**Problem requirements**
Omit every picture and return the rest of the data unaltered.
--- start Data for processing ---
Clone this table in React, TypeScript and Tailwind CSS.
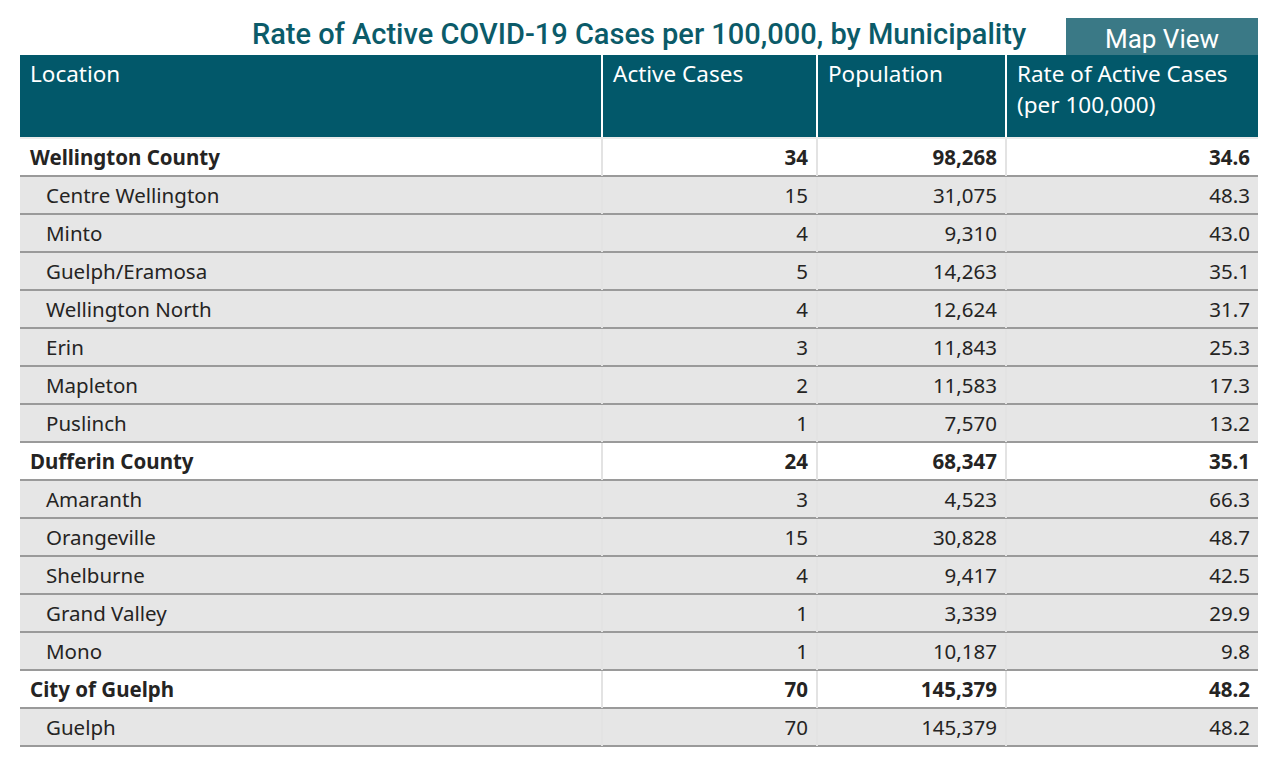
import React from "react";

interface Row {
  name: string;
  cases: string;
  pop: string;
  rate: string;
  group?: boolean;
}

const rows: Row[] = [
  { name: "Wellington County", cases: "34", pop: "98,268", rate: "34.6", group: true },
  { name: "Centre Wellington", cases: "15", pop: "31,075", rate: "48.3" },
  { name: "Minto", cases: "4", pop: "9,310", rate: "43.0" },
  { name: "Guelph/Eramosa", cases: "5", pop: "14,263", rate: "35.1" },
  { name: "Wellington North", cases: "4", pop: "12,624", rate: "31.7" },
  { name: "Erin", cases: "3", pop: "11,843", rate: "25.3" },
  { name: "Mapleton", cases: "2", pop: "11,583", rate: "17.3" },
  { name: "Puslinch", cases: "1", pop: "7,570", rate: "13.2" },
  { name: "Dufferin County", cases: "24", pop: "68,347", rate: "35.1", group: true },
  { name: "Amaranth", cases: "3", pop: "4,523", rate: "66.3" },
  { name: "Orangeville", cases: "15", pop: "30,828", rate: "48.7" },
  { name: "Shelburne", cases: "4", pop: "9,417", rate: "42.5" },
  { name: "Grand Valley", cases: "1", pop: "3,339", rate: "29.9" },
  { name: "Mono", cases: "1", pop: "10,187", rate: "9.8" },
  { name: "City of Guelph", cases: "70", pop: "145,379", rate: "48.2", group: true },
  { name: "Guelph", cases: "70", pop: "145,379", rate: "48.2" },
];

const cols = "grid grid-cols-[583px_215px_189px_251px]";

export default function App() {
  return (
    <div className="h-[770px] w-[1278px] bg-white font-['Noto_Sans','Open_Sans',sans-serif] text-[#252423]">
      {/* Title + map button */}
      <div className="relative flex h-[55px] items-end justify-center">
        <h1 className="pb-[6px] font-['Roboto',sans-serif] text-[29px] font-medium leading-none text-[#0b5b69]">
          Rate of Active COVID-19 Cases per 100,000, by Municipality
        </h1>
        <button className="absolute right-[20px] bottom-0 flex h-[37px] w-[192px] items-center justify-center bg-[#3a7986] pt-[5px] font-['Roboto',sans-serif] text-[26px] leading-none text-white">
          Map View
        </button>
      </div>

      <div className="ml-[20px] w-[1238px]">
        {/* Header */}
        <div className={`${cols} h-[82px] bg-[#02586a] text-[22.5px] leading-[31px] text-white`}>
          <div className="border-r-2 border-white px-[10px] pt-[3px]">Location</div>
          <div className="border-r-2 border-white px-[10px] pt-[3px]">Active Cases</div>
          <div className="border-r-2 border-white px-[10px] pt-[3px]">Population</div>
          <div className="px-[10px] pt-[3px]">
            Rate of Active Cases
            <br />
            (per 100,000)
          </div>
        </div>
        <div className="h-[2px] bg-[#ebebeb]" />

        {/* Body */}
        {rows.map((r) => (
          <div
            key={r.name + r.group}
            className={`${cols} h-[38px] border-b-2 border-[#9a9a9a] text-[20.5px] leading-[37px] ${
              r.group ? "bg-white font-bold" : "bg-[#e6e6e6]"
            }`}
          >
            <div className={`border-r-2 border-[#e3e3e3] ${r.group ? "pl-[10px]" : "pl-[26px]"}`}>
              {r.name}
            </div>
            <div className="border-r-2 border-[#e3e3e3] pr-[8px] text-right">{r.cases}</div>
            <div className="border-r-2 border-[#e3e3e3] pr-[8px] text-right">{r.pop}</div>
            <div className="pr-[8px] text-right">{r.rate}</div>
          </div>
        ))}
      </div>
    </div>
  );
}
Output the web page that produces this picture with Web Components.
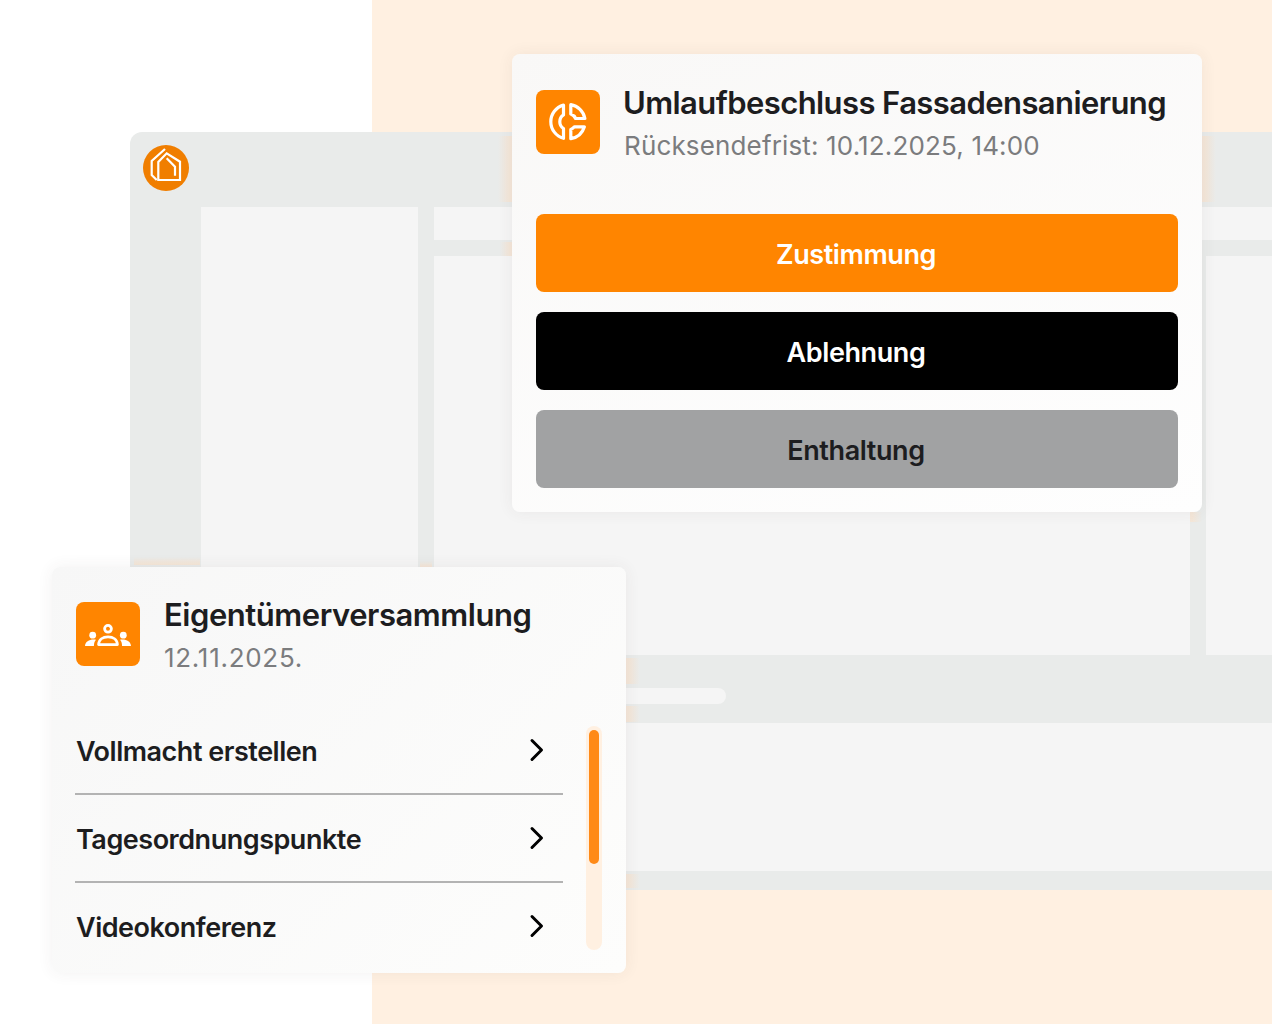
--- end Data for processing ---
**Full response**
Clone this table in React, TypeScript and Tailwind CSS.
import React from "react";

interface Row {
  name: string;
  cases: string;
  pop: string;
  rate: string;
  group?: boolean;
}

const rows: Row[] = [
  { name: "Wellington County", cases: "34", pop: "98,268", rate: "34.6", group: true },
  { name: "Centre Wellington", cases: "15", pop: "31,075", rate: "48.3" },
  { name: "Minto", cases: "4", pop: "9,310", rate: "43.0" },
  { name: "Guelph/Eramosa", cases: "5", pop: "14,263", rate: "35.1" },
  { name: "Wellington North", cases: "4", pop: "12,624", rate: "31.7" },
  { name: "Erin", cases: "3", pop: "11,843", rate: "25.3" },
  { name: "Mapleton", cases: "2", pop: "11,583", rate: "17.3" },
  { name: "Puslinch", cases: "1", pop: "7,570", rate: "13.2" },
  { name: "Dufferin County", cases: "24", pop: "68,347", rate: "35.1", group: true },
  { name: "Amaranth", cases: "3", pop: "4,523", rate: "66.3" },
  { name: "Orangeville", cases: "15", pop: "30,828", rate: "48.7" },
  { name: "Shelburne", cases: "4", pop: "9,417", rate: "42.5" },
  { name: "Grand Valley", cases: "1", pop: "3,339", rate: "29.9" },
  { name: "Mono", cases: "1", pop: "10,187", rate: "9.8" },
  { name: "City of Guelph", cases: "70", pop: "145,379", rate: "48.2", group: true },
  { name: "Guelph", cases: "70", pop: "145,379", rate: "48.2" },
];

const cols = "grid grid-cols-[583px_215px_189px_251px]";

export default function App() {
  return (
    <div className="h-[770px] w-[1278px] bg-white font-['Noto_Sans','Open_Sans',sans-serif] text-[#252423]">
      {/* Title + map button */}
      <div className="relative flex h-[55px] items-end justify-center">
        <h1 className="pb-[6px] font-['Roboto',sans-serif] text-[29px] font-medium leading-none text-[#0b5b69]">
          Rate of Active COVID-19 Cases per 100,000, by Municipality
        </h1>
        <button className="absolute right-[20px] bottom-0 flex h-[37px] w-[192px] items-center justify-center bg-[#3a7986] pt-[5px] font-['Roboto',sans-serif] text-[26px] leading-none text-white">
          Map View
        </button>
      </div>

      <div className="ml-[20px] w-[1238px]">
        {/* Header */}
        <div className={`${cols} h-[82px] bg-[#02586a] text-[22.5px] leading-[31px] text-white`}>
          <div className="border-r-2 border-white px-[10px] pt-[3px]">Location</div>
          <div className="border-r-2 border-white px-[10px] pt-[3px]">Active Cases</div>
          <div className="border-r-2 border-white px-[10px] pt-[3px]">Population</div>
          <div className="px-[10px] pt-[3px]">
            Rate of Active Cases
            <br />
            (per 100,000)
          </div>
        </div>
        <div className="h-[2px] bg-[#ebebeb]" />

        {/* Body */}
        {rows.map((r) => (
          <div
            key={r.name + r.group}
            className={`${cols} h-[38px] border-b-2 border-[#9a9a9a] text-[20.5px] leading-[37px] ${
              r.group ? "bg-white font-bold" : "bg-[#e6e6e6]"
            }`}
          >
            <div className={`border-r-2 border-[#e3e3e3] ${r.group ? "pl-[10px]" : "pl-[26px]"}`}>
              {r.name}
            </div>
            <div className="border-r-2 border-[#e3e3e3] pr-[8px] text-right">{r.cases}</div>
            <div className="border-r-2 border-[#e3e3e3] pr-[8px] text-right">{r.pop}</div>
            <div className="pr-[8px] text-right">{r.rate}</div>
          </div>
        ))}
      </div>
    </div>
  );
}
Output the web page that produces this picture with Web Components.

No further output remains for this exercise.